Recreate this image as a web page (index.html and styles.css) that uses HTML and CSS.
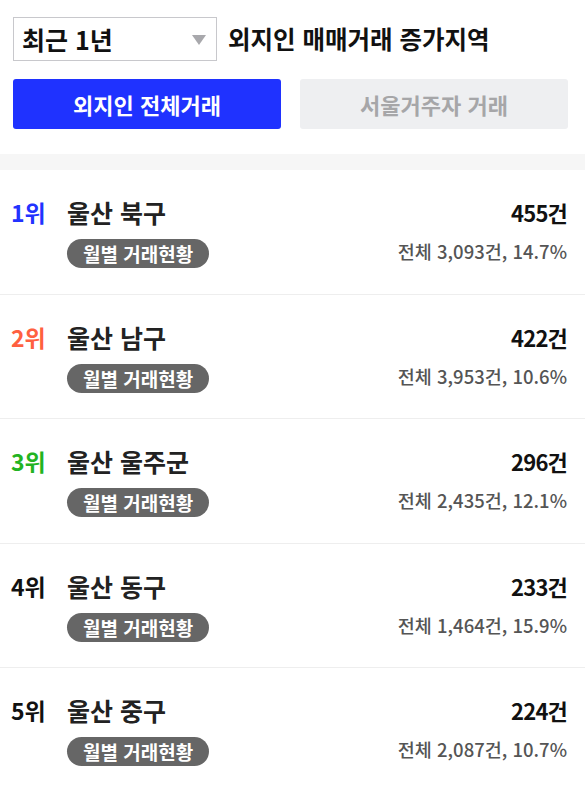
FILE: index.html
```html
<!DOCTYPE html>
<html lang="ko">
<head>
<meta charset="utf-8">
<link rel="stylesheet" href="styles.css">
</head>
<body>
<div class="top">
  <div class="filter-row">
    <div class="select">
      <span class="select-text">최근 1년</span>
      <span class="caret"></span>
    </div>
    <h1 class="title">외지인 매매거래 증가지역</h1>
  </div>
  <div class="tabs">
    <button class="tab tab-active">외지인 전체거래</button>
    <button class="tab tab-off">서울거주자 거래</button>
  </div>
</div>
<div class="band"></div>
<ul class="list">
  <li class="item">
    <div class="left">
      <span class="rank r1">1위</span>
      <div class="info">
        <div class="name">울산 북구</div>
        <span class="badge">월별 거래현황</span>
      </div>
    </div>
    <div class="right">
      <div class="count">455건</div>
      <div class="total">전체 3,093건, 14.7%</div>
    </div>
  </li>
  <li class="item">
    <div class="left">
      <span class="rank r2">2위</span>
      <div class="info">
        <div class="name">울산 남구</div>
        <span class="badge">월별 거래현황</span>
      </div>
    </div>
    <div class="right">
      <div class="count">422건</div>
      <div class="total">전체 3,953건, 10.6%</div>
    </div>
  </li>
  <li class="item">
    <div class="left">
      <span class="rank r3">3위</span>
      <div class="info">
        <div class="name">울산 울주군</div>
        <span class="badge">월별 거래현황</span>
      </div>
    </div>
    <div class="right">
      <div class="count">296건</div>
      <div class="total">전체 2,435건, 12.1%</div>
    </div>
  </li>
  <li class="item">
    <div class="left">
      <span class="rank">4위</span>
      <div class="info">
        <div class="name">울산 동구</div>
        <span class="badge">월별 거래현황</span>
      </div>
    </div>
    <div class="right">
      <div class="count">233건</div>
      <div class="total">전체 1,464건, 15.9%</div>
    </div>
  </li>
  <li class="item">
    <div class="left">
      <span class="rank">5위</span>
      <div class="info">
        <div class="name">울산 중구</div>
        <span class="badge">월별 거래현황</span>
      </div>
    </div>
    <div class="right">
      <div class="count">224건</div>
      <div class="total">전체 2,087건, 10.7%</div>
    </div>
  </li>
</ul>
</body>
</html>
```
FILE: styles.css
```css
* { box-sizing: border-box; }
html, body { margin: 0; padding: 0; background: #fff; }
body {
  font-family: "Noto Sans CJK KR", "Noto Sans", sans-serif;
  color: #111;
  width: 585px;
}
.top { padding: 17px 17px 0 13px; }
.filter-row { display: flex; align-items: center; gap: 11px; }
.select {
  width: 204px; height: 44px;
  border: 1px solid #c8c8cc;
  display: flex; align-items: center; justify-content: space-between;
  padding: 0 10px 0 8px;
}
.select-text { font-size: 25px; font-weight: 700; color: #111; line-height: 32px; }
.caret {
  width: 0; height: 0;
  border-left: 7px solid transparent;
  border-right: 7px solid transparent;
  border-top: 10px solid #a8a8ac;
  margin-top: 2px;
}
.title { margin: 0; font-size: 24.5px; font-weight: 700; color: #111; line-height: 32px; }
.tabs { display: flex; gap: 19px; margin-top: 18px; }
.tab {
  width: 268px; height: 50px; border: 0; border-radius: 3px;
  font-family: inherit; font-size: 22px; font-weight: 700; padding: 0;
}
.tab-active { background: #1f32ff; color: #fff; }
.tab-off { background: #eeeff1; color: #a6a6a8; }
.band { height: 16px; background: #f6f6f6; margin-top: 25px; }
.list { list-style: none; margin: 0; padding: 0; }
.item {
  display: flex; justify-content: space-between; align-items: flex-start;
  height: 124.5px; border-bottom: 1px solid #eeeeee;
  padding: 26px 18px 0 11px;
}
.item:last-child { border-bottom: 0; }
.left { display: flex; align-items: flex-start; }
.rank { width: 56px; font-size: 23px; font-weight: 700; color: #111; line-height: 32px; }
.r1 { color: #2233ff; }
.r2 { color: #ff6040; }
.r3 { color: #22b322; }
.info { display: flex; flex-direction: column; align-items: flex-start; }
.name { font-size: 25px; font-weight: 700; color: #222; line-height: 32px; }
.badge {
  margin-top: 11px;
  background: #666; color: #fff;
  font-size: 19px; font-weight: 700;
  height: 29px; line-height: 29px; padding: 0 16px;
  border-radius: 15px;
}
.right { display: flex; flex-direction: column; align-items: flex-end; }
.count { font-size: 22px; font-weight: 700; color: #111; line-height: 32px; letter-spacing: -0.8px; }
.total { margin-top: 11px; font-size: 18.5px; font-weight: 500; color: #555; line-height: 24px; }
```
····················
- REQUIREMENTS: The data should be printed again unchanged; leave its pictures out.

- SOLVED EXERCISE:
Recreate this image as a web page (index.html and styles.css) that uses HTML and CSS.
FILE: index.html
```html
<!DOCTYPE html>
<html lang="ko">
<head>
<meta charset="utf-8">
<link rel="stylesheet" href="styles.css">
</head>
<body>
<div class="top">
  <div class="filter-row">
    <div class="select">
      <span class="select-text">최근 1년</span>
      <span class="caret"></span>
    </div>
    <h1 class="title">외지인 매매거래 증가지역</h1>
  </div>
  <div class="tabs">
    <button class="tab tab-active">외지인 전체거래</button>
    <button class="tab tab-off">서울거주자 거래</button>
  </div>
</div>
<div class="band"></div>
<ul class="list">
  <li class="item">
    <div class="left">
      <span class="rank r1">1위</span>
      <div class="info">
        <div class="name">울산 북구</div>
        <span class="badge">월별 거래현황</span>
      </div>
    </div>
    <div class="right">
      <div class="count">455건</div>
      <div class="total">전체 3,093건, 14.7%</div>
    </div>
  </li>
  <li class="item">
    <div class="left">
      <span class="rank r2">2위</span>
      <div class="info">
        <div class="name">울산 남구</div>
        <span class="badge">월별 거래현황</span>
      </div>
    </div>
    <div class="right">
      <div class="count">422건</div>
      <div class="total">전체 3,953건, 10.6%</div>
    </div>
  </li>
  <li class="item">
    <div class="left">
      <span class="rank r3">3위</span>
      <div class="info">
        <div class="name">울산 울주군</div>
        <span class="badge">월별 거래현황</span>
      </div>
    </div>
    <div class="right">
      <div class="count">296건</div>
      <div class="total">전체 2,435건, 12.1%</div>
    </div>
  </li>
  <li class="item">
    <div class="left">
      <span class="rank">4위</span>
      <div class="info">
        <div class="name">울산 동구</div>
        <span class="badge">월별 거래현황</span>
      </div>
    </div>
    <div class="right">
      <div class="count">233건</div>
      <div class="total">전체 1,464건, 15.9%</div>
    </div>
  </li>
  <li class="item">
    <div class="left">
      <span class="rank">5위</span>
      <div class="info">
        <div class="name">울산 중구</div>
        <span class="badge">월별 거래현황</span>
      </div>
    </div>
    <div class="right">
      <div class="count">224건</div>
      <div class="total">전체 2,087건, 10.7%</div>
    </div>
  </li>
</ul>
</body>
</html>
```
FILE: styles.css
```css
* { box-sizing: border-box; }
html, body { margin: 0; padding: 0; background: #fff; }
body {
  font-family: "Noto Sans CJK KR", "Noto Sans", sans-serif;
  color: #111;
  width: 585px;
}
.top { padding: 17px 17px 0 13px; }
.filter-row { display: flex; align-items: center; gap: 11px; }
.select {
  width: 204px; height: 44px;
  border: 1px solid #c8c8cc;
  display: flex; align-items: center; justify-content: space-between;
  padding: 0 10px 0 8px;
}
.select-text { font-size: 25px; font-weight: 700; color: #111; line-height: 32px; }
.caret {
  width: 0; height: 0;
  border-left: 7px solid transparent;
  border-right: 7px solid transparent;
  border-top: 10px solid #a8a8ac;
  margin-top: 2px;
}
.title { margin: 0; font-size: 24.5px; font-weight: 700; color: #111; line-height: 32px; }
.tabs { display: flex; gap: 19px; margin-top: 18px; }
.tab {
  width: 268px; height: 50px; border: 0; border-radius: 3px;
  font-family: inherit; font-size: 22px; font-weight: 700; padding: 0;
}
.tab-active { background: #1f32ff; color: #fff; }
.tab-off { background: #eeeff1; color: #a6a6a8; }
.band { height: 16px; background: #f6f6f6; margin-top: 25px; }
.list { list-style: none; margin: 0; padding: 0; }
.item {
  display: flex; justify-content: space-between; align-items: flex-start;
  height: 124.5px; border-bottom: 1px solid #eeeeee;
  padding: 26px 18px 0 11px;
}
.item:last-child { border-bottom: 0; }
.left { display: flex; align-items: flex-start; }
.rank { width: 56px; font-size: 23px; font-weight: 700; color: #111; line-height: 32px; }
.r1 { color: #2233ff; }
.r2 { color: #ff6040; }
.r3 { color: #22b322; }
.info { display: flex; flex-direction: column; align-items: flex-start; }
.name { font-size: 25px; font-weight: 700; color: #222; line-height: 32px; }
.badge {
  margin-top: 11px;
  background: #666; color: #fff;
  font-size: 19px; font-weight: 700;
  height: 29px; line-height: 29px; padding: 0 16px;
  border-radius: 15px;
}
.right { display: flex; flex-direction: column; align-items: flex-end; }
.count { font-size: 22px; font-weight: 700; color: #111; line-height: 32px; letter-spacing: -0.8px; }
.total { margin-top: 11px; font-size: 18.5px; font-weight: 500; color: #555; line-height: 24px; }
```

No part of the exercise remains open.